_What is asked:_
Select the lines that hold the word "components" and copy each one.

_Dataset content:_
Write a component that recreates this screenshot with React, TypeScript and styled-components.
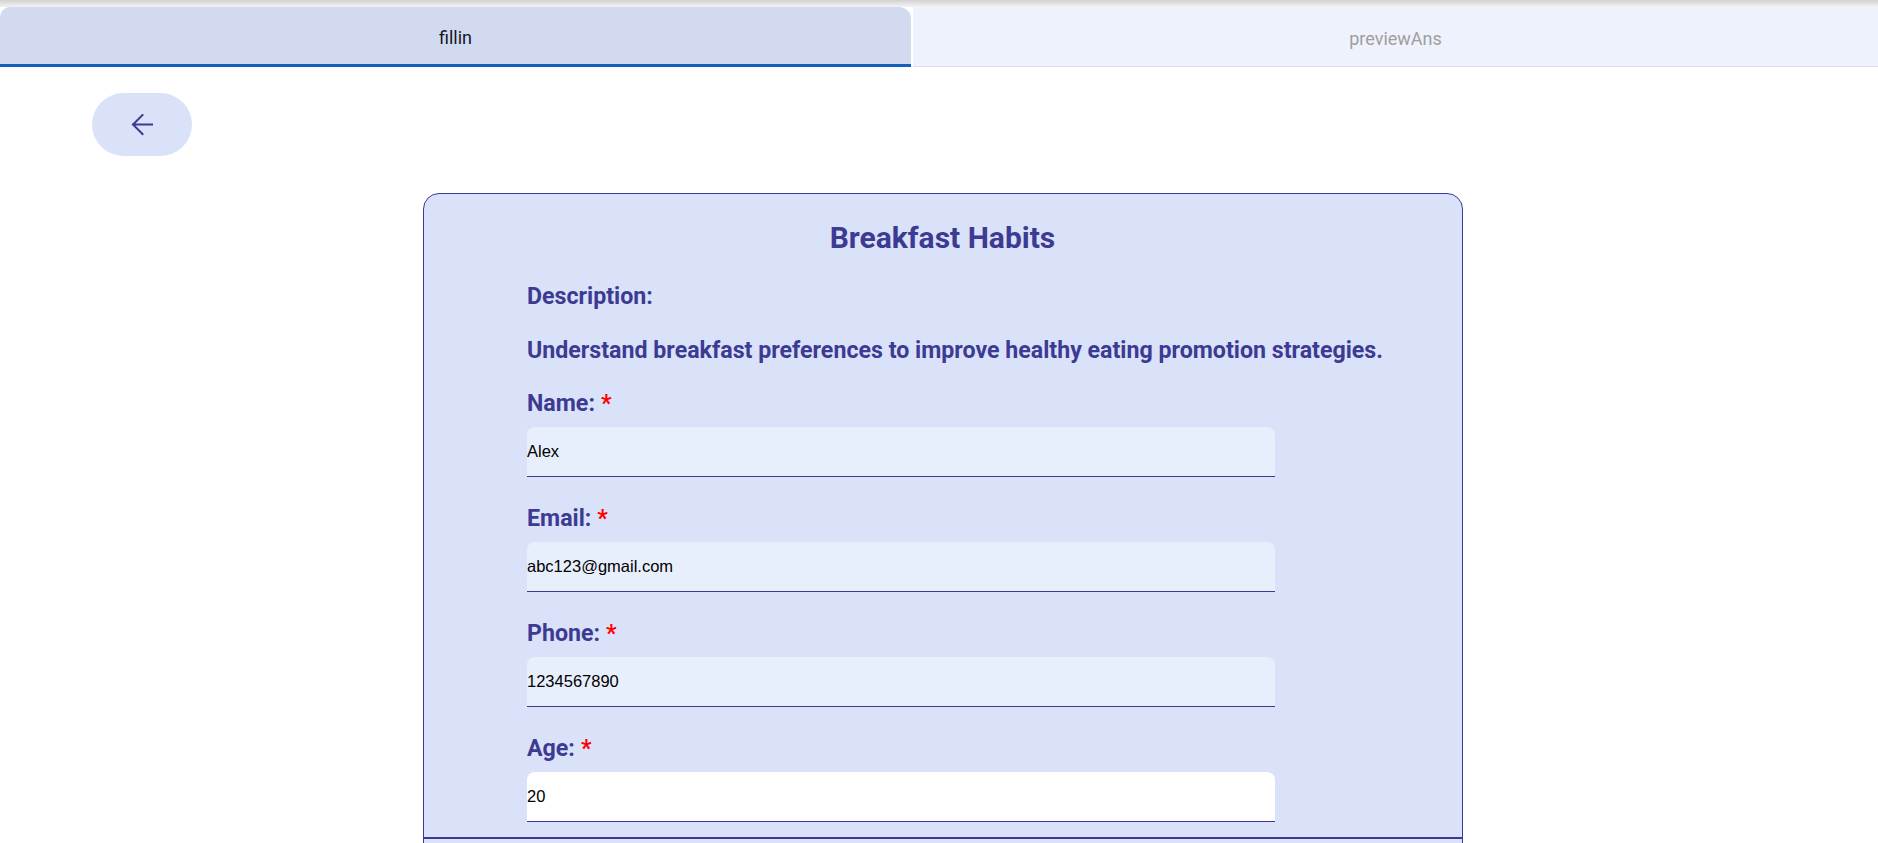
import * as React from "react";
import styled, { createGlobalStyle } from "styled-components";

const GlobalStyle = createGlobalStyle`
  html, body {
    margin: 0;
    padding: 0;
    overflow: hidden;
    background: #ffffff;
    font-family: Roboto, "Noto Sans", Arial, sans-serif;
  }
  * {
    box-sizing: border-box;
  }
`;

const Page = styled.div`
  width: 100vw;
  min-height: 100vh;
`;

const TopShade = styled.div`
  height: 7px;
  background: linear-gradient(#d2d2d2, #f3f3f3);
`;

const TabRow = styled.div`
  display: flex;
  height: 60px;
`;

const Tab = styled.div<{ $active?: boolean }>`
  display: flex;
  align-items: center;
  justify-content: center;
  padding-top: 4px;
  font-size: 18px;
  cursor: pointer;
  ${(p) =>
    p.$active
      ? `
    flex: 0 0 911px;
    background: #d1daef;
    color: #161625;
    border-bottom: 3px solid #1560bd;
    border-radius: 10px 12px 0 0;
  `
      : `
    flex: 1;
    margin-left: 2px;
    background: #eef2fd;
    color: #9e9e9e;
    border-bottom: 1px solid #dcdde8;
  `}
`;

const Toolbar = styled.div`
  padding: 26px 0 0 92px;
`;

const BackButton = styled.button`
  width: 100px;
  height: 63px;
  border: none;
  border-radius: 32px;
  background: #d9e2f8;
  display: flex;
  align-items: center;
  justify-content: center;
  cursor: pointer;
`;

const Content = styled.div`
  padding: 37px 0 0 8px;
`;

const Card = styled.section`
  width: 1040px;
  margin: 0 auto;
  background: #d9e2f8;
  border: 1px solid #3d3a93;
  border-radius: 16px;
  color: #3d3a93;
`;

const CardBody = styled.div`
  padding: 27px 104px 15px 103px;
`;

const Title = styled.h1`
  margin: 0 0 27px;
  font-size: 30px;
  line-height: 34px;
  font-weight: 700;
  text-align: center;
`;

const Text = styled.p<{ $gap: number }>`
  margin: 0 0 ${(p) => p.$gap}px;
  font-size: 23.2px;
  line-height: 28px;
  font-weight: 700;
  white-space: nowrap;
`;

const Field = styled.div`
  display: flex;
  flex-direction: column;
  margin-bottom: 27px;

  &:last-child {
    margin-bottom: 0;
  }
`;

const Label = styled.label`
  font-size: 23.2px;
  line-height: 28px;
  font-weight: 700;
  margin-bottom: 10px;
`;

const Required = styled.span`
  color: #ff0000;
  margin-left: 6px;
`;

const Input = styled.input<{ $plain?: boolean }>`
  width: 748px;
  height: 50px;
  padding: 0;
  border: none;
  border-bottom: 1px solid #3d3a93;
  border-radius: 8px 8px 0 0;
  background: ${(p) => (p.$plain ? "#ffffff" : "#e8effc")};
  font-family: "Liberation Sans", Arial, sans-serif;
  font-size: 16.5px;
  color: #000000;
  outline: none;
`;

const Divider = styled.div`
  height: 2px;
  background: #3d3a93;
`;

const Rest = styled.div`
  height: 120px;
`;

const fields = [
  { label: "Name:", value: "Alex" },
  { label: "Email:", value: "abc123@gmail.com" },
  { label: "Phone:", value: "1234567890" },
  { label: "Age:", value: "20", plain: true },
];

function ArrowBack() {
  return (
    <svg width="22" height="22" viewBox="0 0 22 22" fill="none">
      <path
        d="M21 10.5H2M11.5 1L2 10.5L11.5 20"
        stroke="#3d3a93"
        strokeWidth="2"
        strokeLinecap="square"
      />
    </svg>
  );
}

export default function App() {
  return (
    <>
      <GlobalStyle />
      <Page>
        <TopShade />
        <TabRow>
          <Tab $active>fillin</Tab>
          <Tab>previewAns</Tab>
        </TabRow>
        <Toolbar>
          <BackButton aria-label="back">
            <ArrowBack />
          </BackButton>
        </Toolbar>
        <Content>
          <Card>
            <CardBody>
              <Title>Breakfast Habits</Title>
              <Text $gap={26}>Description:</Text>
              <Text $gap={25}>
                Understand breakfast preferences to improve healthy eating promotion strategies.
              </Text>
              {fields.map((f) => (
                <Field key={f.label}>
                  <Label>
                    {f.label}
                    <Required>*</Required>
                  </Label>
                  <Input defaultValue={f.value} $plain={f.plain} />
                </Field>
              ))}
            </CardBody>
            <Divider />
            <Rest />
          </Card>
        </Content>
      </Page>
    </>
  );
}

_Expected answer:_
Write a component that recreates this screenshot with React, TypeScript and styled-components.
import styled, { createGlobalStyle } from "styled-components";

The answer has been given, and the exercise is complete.